Despite explicit opposition of Germany, France, Austria, Belgium, the Netherlands and Luxembourg to Turkey’s membership in the European Union, the European Commission in its latest report on Turkey’s accession to the European Union claims that the Turkish government has weakened its economy, eroded democracy and independent courts and has not adhered to EU priorities. Turkey is one of the EU’s key partners, but it is still moving away from the EU in the areas of democracy, the rule of law, constitutional rights and independence of the judiciary.

In response to the European Commission report, Turkey considers it biased, unconstructive and based on the EU double standards. According to Ankara, the EU does not mention its responsibilities and obligations in this report that have not been fulfilled and through baseless, biased, unjust and disproportionate arguments of Turkey’s management system, elections, basic rights, some judicial and administrative decisions. It said: Our legal measures against terrorism and security and economic policies show how far this report stands from the principle of neutrality.

According to Turkey, its negotiations as a country candidate for EU membership has been blocked due to the narrow-minded approach of some EU circles. Not only Turkey has not distanced itself from the European Union, but despite the efforts of some circles to distance it from the Union, it is still willing to adhere to the EU membership process.
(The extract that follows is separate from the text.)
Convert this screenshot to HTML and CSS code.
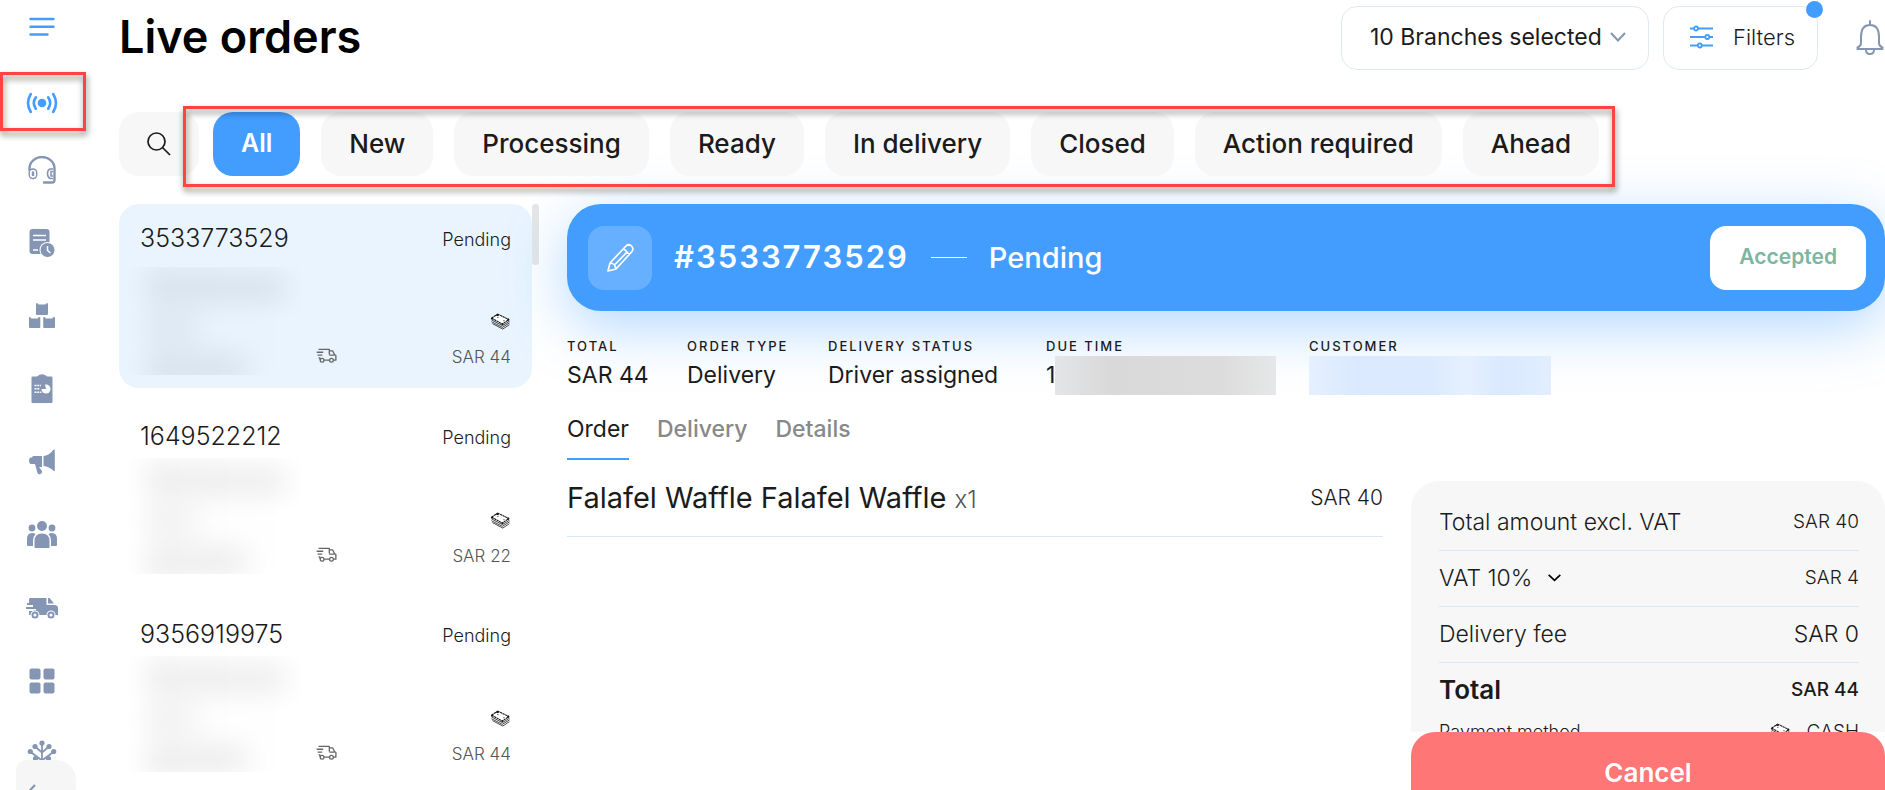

Although a group of European countries have fundamental differences with Turkey, EU members have adopted different policies towards Erdogan for their own national interests, and the gas dispute in the Mediterranean has turned Greece and Cyprus into supporters of EU sanctions on Turkey. Turkish influence in Libya and the threat in the case of asylum seekers is a serious challenge for Berlin. Rising tension between Turkey and Greece and Ankara’s direct involvement in the conflict between Azerbaijan and Armenia have also raised European concerns, making Erdogan a multifaceted challenge for the Union.